Queerness has, in many areas of society, blown past the stigma and taboo of yesteryear and gained a kind of cultural cachet. LGBT young people are now not only more comfortable than ever embracing who they are, but non-LGBT young people feel an increasing desire to identify out of being straight with unintentionally amusing Tumblr identities like “sapiosexual” and “demisexual.” Among the intelligentsia, being anything other than a cis heterosexual, far from being a mark of shame that people go to extraordinary lengths to hide, now lends an added gravitas to their thoughts and words.

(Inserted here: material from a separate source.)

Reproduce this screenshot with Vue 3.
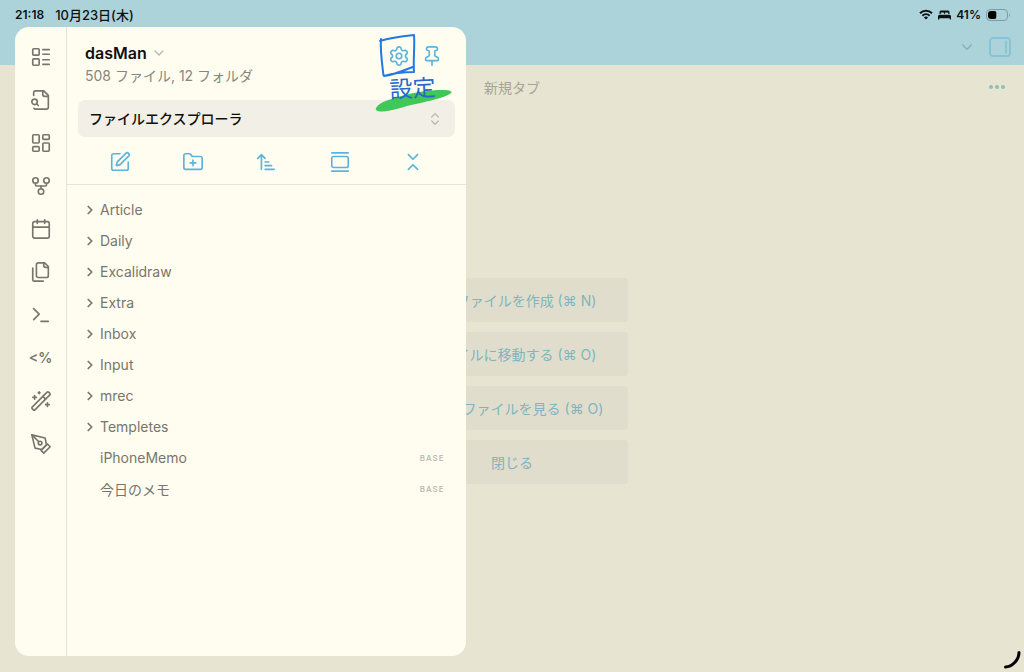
<script setup>
import { ref } from 'vue'

const icons = {
  layoutList: '<rect x="3" y="3" width="7" height="7" rx="1"/><rect x="3" y="14" width="7" height="7" rx="1"/><path d="M14 4h7M14 9h7M14 15h7M14 20h7"/>',
  fileSearch: '<path d="M14 2v4a2 2 0 0 0 2 2h4"/><path d="M4.268 21a2 2 0 0 0 1.727 1H18a2 2 0 0 0 2-2V7l-5-5H6a2 2 0 0 0-2 2v3"/><path d="m9 18-1.5-1.5"/><circle cx="5" cy="14" r="3"/>',
  dashboard: '<rect width="7" height="9" x="3" y="3" rx="1"/><rect width="7" height="5" x="14" y="3" rx="1"/><rect width="7" height="9" x="14" y="12" rx="1"/><rect width="7" height="5" x="3" y="16" rx="1"/>',
  fork: '<circle cx="12" cy="18" r="3"/><circle cx="6" cy="6" r="3"/><circle cx="18" cy="6" r="3"/><path d="M18 9v2c0 .6-.4 1-1 1H7c-.6 0-1-.4-1-1V9"/><path d="M12 12v3"/>',
  calendar: '<path d="M8 2v4M16 2v4"/><rect width="18" height="18" x="3" y="4" rx="2"/><path d="M3 10h18"/>',
  files: '<path d="M20 7h-3a2 2 0 0 1-2-2V2"/><path d="M9 18a2 2 0 0 1-2-2V4a2 2 0 0 1 2-2h7l4 4v10a2 2 0 0 1-2 2Z"/><path d="M3 7.6v12.8A1.6 1.6 0 0 0 4.6 22h9.8"/>',
  terminal: '<path d="m4 17 6-6-6-6"/><path d="M12 19h8"/>',
  wand: '<path d="m21.64 3.64-1.28-1.28a1.21 1.21 0 0 0-1.72 0L2.36 18.64a1.21 1.21 0 0 0 0 1.72l1.28 1.28a1.2 1.2 0 0 0 1.72 0L21.64 5.36a1.2 1.2 0 0 0 0-1.72"/><path d="m14 7 3 3M5 6v4M19 14v4M10 2v2M7 8H3M21 16h-4M11 3H9"/>',
  pen: '<path d="m12 19 7-7 3 3-7 7-3-3z"/><path d="m18 13-1.5-7.5L2 2l3.5 14.5L13 18l5-5z"/><path d="m2 2 7.586 7.586"/><circle cx="11" cy="11" r="2"/>',
  settings: '<path d="M9.671 4.136a2.34 2.34 0 0 1 4.659 0 2.34 2.34 0 0 0 3.319 1.915 2.34 2.34 0 0 1 2.33 4.033 2.34 2.34 0 0 0 0 3.831 2.34 2.34 0 0 1-2.33 4.033 2.34 2.34 0 0 0-3.319 1.915 2.34 2.34 0 0 1-4.659 0 2.34 2.34 0 0 0-3.32-1.915 2.34 2.34 0 0 1-2.33-4.033 2.34 2.34 0 0 0 0-3.831A2.34 2.34 0 0 1 6.35 6.051a2.34 2.34 0 0 0 3.319-1.915"/><circle cx="12" cy="12" r="3"/>',
  pin: '<path d="M12 17v5"/><path d="M9 10.76a2 2 0 0 1-1.11 1.79l-1.78.9A2 2 0 0 0 5 15.24V16a1 1 0 0 0 1 1h12a1 1 0 0 0 1-1v-.76a2 2 0 0 0-1.11-1.79l-1.78-.9A2 2 0 0 1 15 10.76V7a1 1 0 0 1 1-1 2 2 0 0 0 0-4H8a2 2 0 0 0 0 4 1 1 0 0 1 1 1z"/>',
  edit: '<path d="M12 3H5a2 2 0 0 0-2 2v14a2 2 0 0 0 2 2h14a2 2 0 0 0 2-2v-7"/><path d="M18.375 2.625a1 1 0 0 1 3 3l-9.013 9.014a2 2 0 0 1-.853.505l-2.873.84a.5.5 0 0 1-.62-.62l.84-2.873a2 2 0 0 1 .506-.852z"/>',
  folderPlus: '<path d="M12 10v6M9 13h6"/><path d="M20 20a2 2 0 0 0 2-2V8a2 2 0 0 0-2-2h-7.9a2 2 0 0 1-1.69-.9L9.6 3.9A2 2 0 0 0 7.93 3H4a2 2 0 0 0-2 2v13a2 2 0 0 0 2 2Z"/>',
  sort: '<path d="m3 8 4-4 4 4M7 4v16M11 12h4M11 16h7M11 20h10"/>',
  gallery: '<path d="M3 2h18"/><rect width="18" height="12" x="3" y="6" rx="2"/><path d="M3 22h18"/>',
  collapse: '<path d="m7 20 5-5 5 5M7 4l5 5 5-5"/>',
  chevronDown: '<path d="m6 9 6 6 6-6"/>',
  chevronRight: '<path d="m9 18 6-6-6-6"/>',
  upDown: '<path d="m7 15 5 5 5-5M7 9l5-5 5 5"/>',
}

const ribbon = [
  { icon: 'layoutList', label: 'リスト' },
  { icon: 'fileSearch', label: 'ファイル検索' },
  { icon: 'dashboard', label: 'ダッシュボード' },
  { icon: 'fork', label: 'グラフビュー' },
  { icon: 'calendar', label: 'カレンダー' },
  { icon: 'files', label: 'テンプレート' },
  { icon: 'terminal', label: 'コマンドパレット' },
  { text: '<%', label: 'Templater' },
  { icon: 'wand', label: '整形' },
  { icon: 'pen', label: '描画' },
]

const tools = [
  { icon: 'edit', label: '新規ノート' },
  { icon: 'folderPlus', label: '新規フォルダ' },
  { icon: 'sort', label: '並べ替え' },
  { icon: 'gallery', label: '自動表示' },
  { icon: 'collapse', label: '折りたたむ' },
]

const items = [
  { name: 'Article', folder: true },
  { name: 'Daily', folder: true },
  { name: 'Excalidraw', folder: true },
  { name: 'Extra', folder: true },
  { name: 'Inbox', folder: true },
  { name: 'Input', folder: true },
  { name: 'mrec', folder: true },
  { name: 'Templetes', folder: true },
  { name: 'iPhoneMemo', tag: 'BASE' },
  { name: '今日のメモ', tag: 'BASE' },
]

const actions = [
  '新規ファイルを作成 (⌘ N)',
  'ファイルに移動する (⌘ O)',
  '最近のファイルを見る (⌘ O)',
  '閉じる',
]

const view = ref('files')
</script>

<template>
  <div class="app">
    <header class="top">
      <div class="status">
        <span>21:18</span>
        <span class="date">10月23日(木)</span>
        <div class="status-right">
          <svg width="14" height="11" viewBox="0 0 14 11" fill="none" stroke="#0b1214" stroke-width="2">
            <path d="M1 4.2a8.6 8.6 0 0 1 12 0M3.4 6.7a5.2 5.2 0 0 1 7.2 0" />
            <path d="M7 10.6 4.9 8.5a3 3 0 0 1 4.2 0Z" fill="#0b1214" stroke="none" />
          </svg>
          <svg width="13" height="10" viewBox="0 0 13 10" fill="#0b1214">
            <path d="M1.5 4V2A1.6 1.6 0 0 1 3 .5h7A1.6 1.6 0 0 1 11.5 2v2h-1.2V3.3a.8.8 0 0 0-.8-.8H7.7a.8.8 0 0 0-.8.8V4h-.8v-.7a.8.8 0 0 0-.8-.8H3.5a.8.8 0 0 0-.8.8V4Z" />
            <path d="M0 6.2A1.5 1.5 0 0 1 1.5 4.7h10A1.5 1.5 0 0 1 13 6.2v3.3h-1.3V8.3H1.3v1.2H0Z" />
          </svg>
          <span>41%</span>
          <svg width="25" height="12" viewBox="0 0 25 12" fill="none">
            <rect x=".5" y=".5" width="21" height="11" rx="3.5" stroke="#7d9da2" />
            <path d="M5 2H8.500A1.800 1.800 0 0 1 10.300 4V8A1.800 1.800 0 0 1 8.500 10H5A3 3 0 0 1 2 7V5A3 3 0 0 1 5 2Z" fill="#000" />
            <path d="M23 4.2v3.6c1.2-.4 1.2-3.2 0-3.6Z" fill="#7d9da2" />
          </svg>
        </div>
      </div>
      <div class="tabs">
        <button aria-label="タブ一覧"><svg class="faint" width="18" height="18" viewBox="0 0 24 24" v-html="icons.chevronDown" /></button>
        <button aria-label="右サイドバー">
          <svg class="side" width="22" height="20" viewBox="0 0 22 20">
            <rect x="1" y="1" width="20" height="18" rx="3" /><path d="M17 4.5v11" />
          </svg>
        </button>
      </div>
    </header>

    <main class="main">
      <div class="view-head">
        <span class="view-title">新規タブ</span>
        <button class="more" aria-label="その他">
          <svg width="18" height="6" viewBox="0 0 18 6"><circle cx="3" cy="3" r="2" /><circle cx="9" cy="3" r="2" /><circle cx="15" cy="3" r="2" /></svg>
        </button>
      </div>
      <div class="actions">
        <button v-for="a in actions" :key="a">{{ a }}</button>
      </div>
    </main>

    <aside class="drawer">
      <nav class="ribbon">
        <button v-for="r in ribbon" :key="r.label" :aria-label="r.label">
          <svg v-if="r.icon" width="22" height="22" viewBox="0 0 24 24" v-html="icons[r.icon]" />
          <span v-else>{{ r.text }}</span>
        </button>
      </nav>
      <section class="panel">
        <div class="panel-head">
          <div class="vault">
            <button class="vault-name">
              dasMan
              <svg class="faint" width="16" height="16" viewBox="0 0 24 24" v-html="icons.chevronDown" />
            </button>
            <p>508 ファイル, 12 フォルダ</p>
          </div>
          <div class="head-icons">
            <button aria-label="設定"><svg width="22" height="22" viewBox="0 0 24 24" v-html="icons.settings" /></button>
            <button aria-label="ピン留め"><svg width="22" height="22" viewBox="0 0 24 24" v-html="icons.pin" /></button>
          </div>
        </div>
        <div class="picker">
          <select v-model="view" aria-label="表示">
            <option value="files">ファイルエクスプローラ</option>
          </select>
          <svg class="faint picker-icon" width="16" height="16" viewBox="0 0 24 24" v-html="icons.upDown" />
        </div>
        <div class="tools">
          <button v-for="t in tools" :key="t.label" :aria-label="t.label">
            <svg width="22" height="22" viewBox="0 0 24 24" v-html="icons[t.icon]" />
          </button>
        </div>
        <ul class="tree">
          <li v-for="i in items" :key="i.name">
            <button>
              <span class="twist"><svg v-if="i.folder" width="14" height="14" viewBox="0 0 24 24" v-html="icons.chevronRight" /></span>
              <span>{{ i.name }}</span>
              <span v-if="i.tag" class="tag">{{ i.tag }}</span>
            </button>
          </li>
        </ul>
      </section>
      <svg class="note" width="80" height="84" viewBox="0 0 80 84">
        <path d="M2 76C5 70 17 67 29 63.5C43 60 63 57 75 58.5C79 59.5 78 61 74 63C63 68 50 70 37 73C26 76 17 79 8 79.5C3 79.5 1 78 2 76Z" fill="#40c759" />
        <path d="M7 7C6 18 8 31 9.5 43.5M6 9C15 6 30 4 40 3C41 14 39 28 40 40C31 40 20 41 10 44C20 43 31 38 40 34.5" fill="none" stroke="#2478e6" stroke-width="2" stroke-linecap="round" stroke-linejoin="round" />
        <text x="16" y="66" transform="rotate(-3 16 66)">設定</text>
      </svg>
    </aside>

    <svg class="corner" width="20" height="20" viewBox="0 0 20 20"><path d="M17 2.5C17 10 10 17 3.5 17" /></svg>
  </div>
</template>

<style>
body {
  margin: 0;
}
</style>

<style scoped>
.app {
  position: relative;
  display: flex;
  flex-direction: column;
  min-height: 100vh;
  background: #e7e4d2;
  color: #78756e;
  font-family: Inter, "Noto Sans CJK JP", sans-serif;
  font-size: 14px;
}
button {
  display: flex;
  align-items: center;
  justify-content: center;
  margin: 0;
  padding: 0;
  border: 0;
  background: none;
  color: inherit;
  font: inherit;
}
svg {
  display: block;
  flex: none;
}
button > svg,
.twist > svg,
.picker-icon {
  fill: none;
  stroke: currentColor;
  stroke-width: 1.8;
  stroke-linecap: round;
  stroke-linejoin: round;
}
.top {
  height: 65px;
  background: #abd3d9;
}
.status {
  display: flex;
  align-items: center;
  gap: 11px;
  height: 29px;
  padding: 0 13px 0 15px;
  color: #0b1214;
  font-size: 12px;
  font-weight: 600;
}
.date {
  font-size: 13px;
  font-weight: 500;
}
.status-right {
  display: flex;
  align-items: center;
  gap: 5px;
  margin-left: auto;
}
.tabs {
  display: flex;
  align-items: center;
  justify-content: flex-end;
  gap: 13px;
  height: 36px;
  padding-right: 13px;
}
.tabs .faint {
  color: #84b2b9;
}
button > .side {
  stroke: #86c3d4;
}
.main {
  flex: 1;
  display: flex;
  flex-direction: column;
}
.view-head {
  display: grid;
  grid-template-columns: 1fr auto 1fr;
  align-items: center;
  height: 44px;
  padding: 0 18px;
}
.view-title {
  grid-column: 2;
  color: #a6a497;
}
.more {
  justify-self: end;
}
.more > svg {
  fill: #8fc0b8;
  stroke: none;
}
.actions {
  display: flex;
  flex-direction: column;
  align-items: center;
  gap: 10px;
  padding-top: 169px;
}
.actions button {
  width: 232px;
  height: 44px;
  border-radius: 4px;
  background: #e0ddcd;
  color: #80b5bd;
}
.drawer {
  position: absolute;
  top: 27px;
  bottom: 16px;
  left: 15px;
  width: 44%;
  display: flex;
  border-radius: 14px;
  background: #fffdf0;
}
.ribbon {
  display: flex;
  flex-direction: column;
  width: 51px;
  padding-top: 8px;
  border-right: 1px solid #e6e4d9;
}
.ribbon button {
  height: 43px;
  font-size: 14px;
  font-weight: 600;
}
.panel {
  flex: 1;
  min-width: 0;
}
.panel-head {
  display: flex;
  justify-content: space-between;
  height: 61px;
  padding: 12px 23px 0 18px;
}
.vault-name {
  gap: 4px;
  height: 27px;
  color: #100f0f;
  font-size: 16px;
  font-weight: 600;
}
.vault p {
  margin: 0;
  color: #878580;
  line-height: 20px;
}
.head-icons {
  display: flex;
  gap: 11px;
  height: 34px;
  color: #5ab4dc;
}
.faint {
  color: #b7b5ac;
}
.picker {
  position: relative;
  margin: 0 11px;
}
.picker select {
  display: block;
  width: 100%;
  height: 37px;
  padding: 0 32px 0 11px;
  border: 0;
  border-radius: 7px;
  appearance: none;
  background: #f2efe7;
  color: #100f0f;
  font-family: inherit;
  font-size: 14px;
  font-weight: 500;
}
.picker-icon {
  position: absolute;
  top: 11px;
  right: 12px;
}
.tools {
  display: grid;
  grid-template-columns: repeat(5, 1fr);
  height: 48px;
  padding: 2px 16px 0;
  box-sizing: border-box;
  border-bottom: 1px solid #e6e4d9;
  color: #5ab4dc;
}
.tree {
  margin: 0;
  padding: 9px 21px 0 16px;
  list-style: none;
}
.tree button {
  width: 100%;
  height: 31px;
  justify-content: flex-start;
}
.twist {
  width: 17px;
  flex: none;
}
.twist > svg {
  stroke-width: 3;
}
.tag {
  margin-left: auto;
  color: #b7b5ac;
  font-size: 8px;
  font-weight: 500;
  letter-spacing: 1px;
}
.note {
  position: absolute;
  top: 5px;
  right: 12px;
  pointer-events: none;
}
.note text {
  fill: #2868c8;
  font-size: 23px;
  font-weight: 400;
}
.corner {
  position: absolute;
  right: 2px;
  bottom: 2px;
  fill: none;
  stroke: #000;
  stroke-width: 3;
  stroke-linecap: round;
}
</style>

In the span of 20 years, queerness went from something people wanted to run away from to something people seek to position themselves closer to. Queerness has become aspirational. Yes, this isn’t the case in every corner of society, much less the world, but it’s fantastic progress in such a short period of time, and it’s something worth cheering. My own personal journey mirrors the evolution of societal attitudes and norms over this span. In a sense, that means I cannot take credit for becoming more open-minded, because I was just going with the flow. But it means that the river of progress is running in the right direction, a fact infinitely more consequential than my ability to command personal praise.
The LGBT community had been stigmatized, shunned, and mistreated for so long, that an overcorrection in the other direction is understandable. Queerness used to be shameful. Today, it is cool. Eventually, it will become commonplace. The pendulum has swung away from centuries of oppression into celebration. With a little luck, it will, in time, reach equilibrium in true equality, where one’s sexuality, gender, and romantic preferences are no more interesting than the color of our eyes or the way we take our coffee.
Not everyone looks forward to such a sexually free and individualistic future — and it’s not only bigots who object. To those who have tethered their sense of self-worth to the ethos of being an underdog or the glory that comes with fighting for justice in an unjust society, the temptation to deny the progress we see all around us, or to move the goalposts, is strong. The prospect of a future where queerness is neither frowned upon nor remarkable is one that strikes an existentially bittersweet note in these people. The antidote to the crutch of identity is what has taken us this far, and what will eventually bring us home: viewing everyone as an individual. Celebration is not the last stop on the road to true equality — integration is. While history isn’t linear, nor does it reliably follow clear patterns, the process goes something like this: First they oppress you, then they tolerate you, then they celebrate you, then you become boring, and then you win.